A recent comparative analysis showed that visitor numbers to Bath, York and Oxford retained a similar and comparable trajectory that did not single out Bath’s special status. A 2012 study on Liverpool, a site since 2004, cited a sense of local pride and brand identification as more prominent benefits than a surge of cultural heritage tourists. Nonetheless, the almost £500,000 cost of preparing a nomination estimated by Pricewaterhouse Coopers in 2007 has not acted as a deterrent to applicants.
The view from within
For cities that are World Heritage Sites, on the other hand, the coveted title is not without its problems, as attested in the recent press coverage of Edinburgh. Liverpool was put on the World Heritage in Danger list a few years ago, threatening the removal of its status.
This was because of a string of major project applications – not least the Fourth Grace, a tall mega-development planned for Liverpool Pier that was later dropped. Dresden in Germany was put on the in-danger list too, and its city authorities eventually decided that a bridge connecting two sides of the city was more important to its development than the World Heritage badge. Its status was withdrawn in 2009.
Cities aren’t archaeological sites
But what really is the cause of such conflicts, and indeed is World Heritage status worth it for cities? One of the reasons for this escalation of conflict and sense of frustration may be the way the nomination process, evaluation, management guidelines and subsequent monitoring of the sites prescribed by UNESCO is more or less a one-size-fits-all package.
A closer look at the designation of historic towns and UNESCO’s expectations for their management reveals a framework that is probably much better suited to neatly fenced and managed archaeological sites than the complex nature of a functioning city.
This becomes even more apparent in the way UNESCO follows its procedures in collaboration with the relevant local authorities, and in how it reviews and monitors major planning applications within site boundaries (the country in question has to make UNESCO aware of major applications that could potentially affect the outstanding universal value of a site).
The small team of experts dispatched by UNESCO is requested to review a proposed scheme and report on its potential impacts. Not only is their brief limited, but so too are the opportunities to establish a longer term understanding of a place.
Another issue is the fact that the management plans that are currently a prerequisite for WHS applications are a wasted opportunity. Management plans can be very effective for archaeological sites or for sites that are being managed anyway, but they are not in their present form fully applicable to the urban context.

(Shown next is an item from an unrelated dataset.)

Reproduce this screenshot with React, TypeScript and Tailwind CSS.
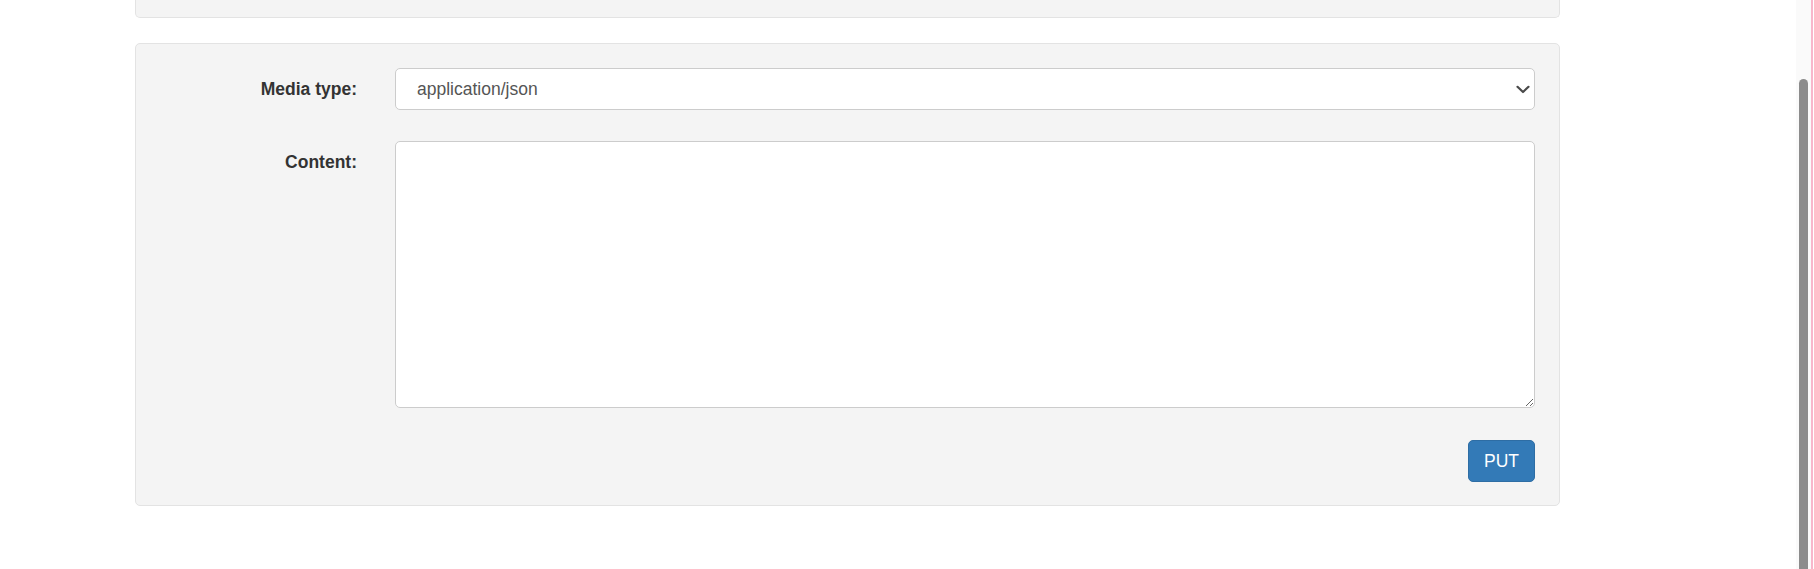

Historic urban areas require different strategies that fit a city’s development plan. While setting out limitations, these would be more attuned to the area’s development aspirations.
This way they can recognise the evolving nature of the area’s historic character, the complexities of making decision about cities and local aspirations. Such a framework established at the outset, agreed at city level and then with UNESCO, would provide clearer direction to property owners, developers, planners and UNESCO-appointed monitors.
This in turn would provide a greater transparency to the process that could ultimately allow historic areas to evolve within their broader urban context without losing the characteristics that make them special in the first place.
In the case of Edinburgh’s Old and New Towns, for example, which follow a limited management plan, you should be able to avoid getting to a point where removal from the list becomes a possibility. But as things stand, I would advise city authorities to think twice before applying for World Heritage Status.